Polling Poles

Last Sunday, the Poles made up for the Germans. The elections were a clear victory for the conservatives. There are two main conservative parties, Civic Platform (PO), which is free-market conservative (or “liberal” as they would say in Europe, though not in America), and Law and Justice (PiS), which is social conservative. The two parties are almost equally strong. Before the elections it was long assumed that Civic Platform would become the biggest, but the elections showed the opposite, with Law and Justice attracting 27% of the votes and Civic Platform 24%.

Civic Platform favours liberalisation of the Polish economy (including the introduction of a flat tax) and a pro-Atlanticist foreign policy. Law and Justice stresses the need for social protection. The party is led by the twin brothers Jaroslaw and Lech Kaczynski, who, as The Economist put it last Saturday, are “noted for their honesty, but also for their […] limited grasp of foreign affairs and economics.” Nevertheless, Law and Justice has Radek Sikorski within its ranks. Sikorski heads the New Atlantic Initiative (NAI), a subsidiary of the American Enterprise Institute (AEI) in Washington DC, and is a staunch freemarketeer. Perhaps this is why he calls himself bipartisan.

A good analist of the Polish political scene is Peter Gentle, a British journalist based in Warsaw. Gentle blogs daily on current affairs in Poland on his “beatroot” site. He pointed out yesterday that history has repeated itself in Poland.
Like four years ago, the party in government (then the right, now the left) was annihilated, and the turnout was very low.

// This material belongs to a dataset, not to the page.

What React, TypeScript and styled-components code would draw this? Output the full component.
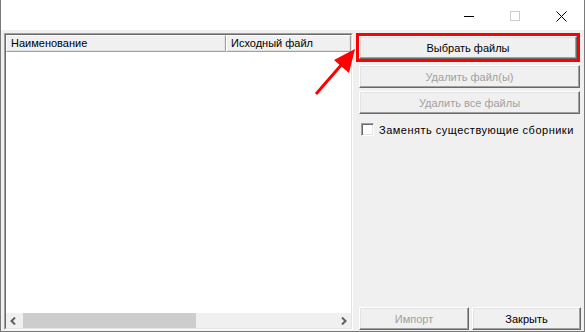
import styled, { createGlobalStyle } from "styled-components";

const GlobalStyle = createGlobalStyle`
  html, body {
    margin: 0;
    padding: 0;
    background: #ffffff;
  }
  body {
    font-family: "Liberation Sans", Arial, sans-serif;
    font-size: 11px;
    color: #000000;
  }
  * {
    box-sizing: border-box;
  }
`;

const Window = styled.div`
  position: relative;
  width: 585px;
  height: 332px;
  border: 1px solid #7a7a7a;
  border-top: none;
  display: flex;
  flex-direction: column;
  background: #f0f0f0;
  overflow: hidden;
`;

const TitleBar = styled.div`
  height: 30px;
  background: #ffffff;
  display: flex;
  justify-content: flex-end;
  align-items: stretch;
`;

const CaptionButton = styled.div`
  width: 46px;
  display: flex;
  align-items: center;
  justify-content: center;
  padding-top: 2px;
`;

const Body = styled.div`
  flex: 1;
  display: flex;
  padding: 3px 3px 1px 3px;
  min-height: 0;
`;

const ListView = styled.div`
  width: 349px;
  display: flex;
  flex-direction: column;
  border: 1px solid;
  border-color: #a0a0a0 #ffffff #ffffff #a0a0a0;
`;

const ListInner = styled.div`
  flex: 1;
  display: flex;
  flex-direction: column;
  border: 1px solid;
  border-color: #696969 #e3e3e3 #e3e3e3 #696969;
  background: #ffffff;
  min-height: 0;
`;

const HeaderRow = styled.div`
  display: flex;
  height: 17px;
  background: #ffffff;
`;

const HeaderCell = styled.div<{ $w: number }>`
  width: ${({ $w }) => $w}px;
  height: 17px;
  line-height: 15px;
  padding-left: 4px;
  background: #f0f0f0;
  border: 1px solid;
  border-color: #ffffff #a0a0a0 #a0a0a0 #ffffff;
  box-shadow: inset -1px -1px 0 #e3e3e3;
  white-space: nowrap;
  overflow: hidden;
`;

const ListBody = styled.div`
  flex: 1;
  background: #ffffff;
`;

const HScroll = styled.div`
  height: 15px;
  display: flex;
  background: #f0f0f0;
`;

const ScrollArrow = styled.div`
  width: 15px;
  display: flex;
  align-items: center;
  justify-content: center;
`;

const ScrollTrack = styled.div`
  flex: 1;
  display: flex;
  padding: 0 2px;
`;

const ScrollThumb = styled.div`
  width: 173px;
  background: #cdcdcd;
`;

const RightPanel = styled.div`
  flex: 1;
  margin-left: 3px;
  display: flex;
  flex-direction: column;
`;

const Highlight = styled.div`
  border: 3px solid #ff0000;
  margin-right: 1px;
`;

const Button = styled.div<{ $disabled?: boolean }>`
  height: 23px;
  display: flex;
  align-items: center;
  justify-content: center;
  background: #f0f0f0;
  color: ${({ $disabled }) => ($disabled ? "#a0a0a0" : "#000000")};
  border: 1px solid;
  border-color: #ffffff #696969 #696969 #ffffff;
  box-shadow: inset -1px -1px 0 #a0a0a0, inset 1px 1px 0 #e3e3e3;
  white-space: nowrap;
`;

const ActionButton = styled(Button)`
  margin: 3px 1px 0 3px;
`;

const CheckRow = styled.label`
  display: flex;
  align-items: center;
  gap: 5px;
  margin: 9px 0 0 5px;
`;

const CheckBox = styled.span`
  width: 13px;
  height: 13px;
  background: #ffffff;
  border: 1px solid;
  border-color: #a0a0a0 #ffffff #ffffff #a0a0a0;
  box-shadow: inset 1px 1px 0 #696969, inset -1px -1px 0 #e3e3e3;
`;

const CheckText = styled.span`
  letter-spacing: 0.5px;
  white-space: nowrap;
`;

const Spacer = styled.div`
  flex: 1;
`;

const BottomRow = styled.div`
  display: flex;
  gap: 3px;
  margin-left: 3px;
`;

const BottomButton = styled(Button)<{ $w: number }>`
  width: ${({ $w }) => $w}px;
`;

const ArrowOverlay = styled.svg`
  position: absolute;
  left: 0;
  top: 0;
  pointer-events: none;
`;

export default function App() {
  return (
    <>
      <GlobalStyle />
      <Window>
        <TitleBar>
          <CaptionButton>
            <svg width="10" height="10" viewBox="0 0 10 10">
              <line x1="0" y1="5.5" x2="10" y2="5.5" stroke="#000" strokeWidth="1" />
            </svg>
          </CaptionButton>
          <CaptionButton>
            <svg width="10" height="10" viewBox="0 0 10 10">
              <rect x="0.5" y="0.5" width="9" height="9" fill="none" stroke="#cccccc" strokeWidth="1" />
            </svg>
          </CaptionButton>
          <CaptionButton>
            <svg width="11" height="11" viewBox="0 0 11 11">
              <path d="M0.5 0.5 L10.5 10.5 M10.5 0.5 L0.5 10.5" stroke="#000" strokeWidth="1" />
            </svg>
          </CaptionButton>
        </TitleBar>
        <Body>
          <ListView>
            <ListInner>
              <HeaderRow>
                <HeaderCell $w={220}>Наименование</HeaderCell>
                <HeaderCell $w={125}>Исходный файл</HeaderCell>
              </HeaderRow>
              <ListBody />
              <HScroll>
                <ScrollArrow>
                  <svg width="7" height="8" viewBox="0 0 7 8">
                    <path d="M5 0.5 L1.5 4 L5 7.5" fill="none" stroke="#606060" strokeWidth="2" />
                  </svg>
                </ScrollArrow>
                <ScrollTrack>
                  <ScrollThumb />
                </ScrollTrack>
                <ScrollArrow>
                  <svg width="7" height="8" viewBox="0 0 7 8">
                    <path d="M2 0.5 L5.5 4 L2 7.5" fill="none" stroke="#606060" strokeWidth="2" />
                  </svg>
                </ScrollArrow>
              </HScroll>
            </ListInner>
          </ListView>
          <RightPanel>
            <Highlight>
              <Button>Выбрать файлы</Button>
            </Highlight>
            <ActionButton $disabled>Удалить файл(ы)</ActionButton>
            <ActionButton $disabled>Удалить все файлы</ActionButton>
            <CheckRow>
              <CheckBox />
              <CheckText>Заменять существующие сборники</CheckText>
            </CheckRow>
            <Spacer />
            <BottomRow>
              <BottomButton $w={110} $disabled>
                Импорт
              </BottomButton>
              <BottomButton $w={109}>Закрыть</BottomButton>
            </BottomRow>
          </RightPanel>
        </Body>
        <ArrowOverlay width="585" height="332">
          <line x1="315" y1="94" x2="342" y2="63" stroke="#ff0000" strokeWidth="3" />
          <polygon points="354,49 348,73 333,60" fill="#ff0000" />
        </ArrowOverlay>
      </Window>
    </>
  );
}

Sunday’s turnout was in fact the lowest in the history of free elections in Poland (37 per cent). “So the Polish left-right roundabout goes round again,” says Gentle. “Which brings to mind something an old German once wrote when he was writing books in the British Library: History repeats – the first time as tragedy, the second time as farce.”

Every country, however, has its own farces. In this month of September we have already witnessed three electoral farces. First there were the Norwegian elections on 12 September, where the Right won most of the votes but the Left got a majority of the seats. Then there was the German stalemate on 18 September. And, finally, the Polish “roundabout” of 25 September.

The Poles will have to go the polls again next month, to elect themselves a new president. Though the Polish president has no real power, except for his right to veto new laws, last Sunday’s parliamentary elections were overshadowed by next month’s presidential ones. Jaroslaw Kaczynski, one of the twins, who won yesterday and should normally become Poland’s next Prime Minister, announced that he will only accept the job of PM (the one with the real political clout) if his brother Lech, the other twin, loses the presidential elections and does not become president (the job without real power). He is actually telling the voters that if they want him, they should vote for Donald Tusk, the presidential candidate of Civic Platform. The Kaczynski brothers are, indeed, honest men. Too good, perhaps, to be politicians -- which, in our book, is a compliment.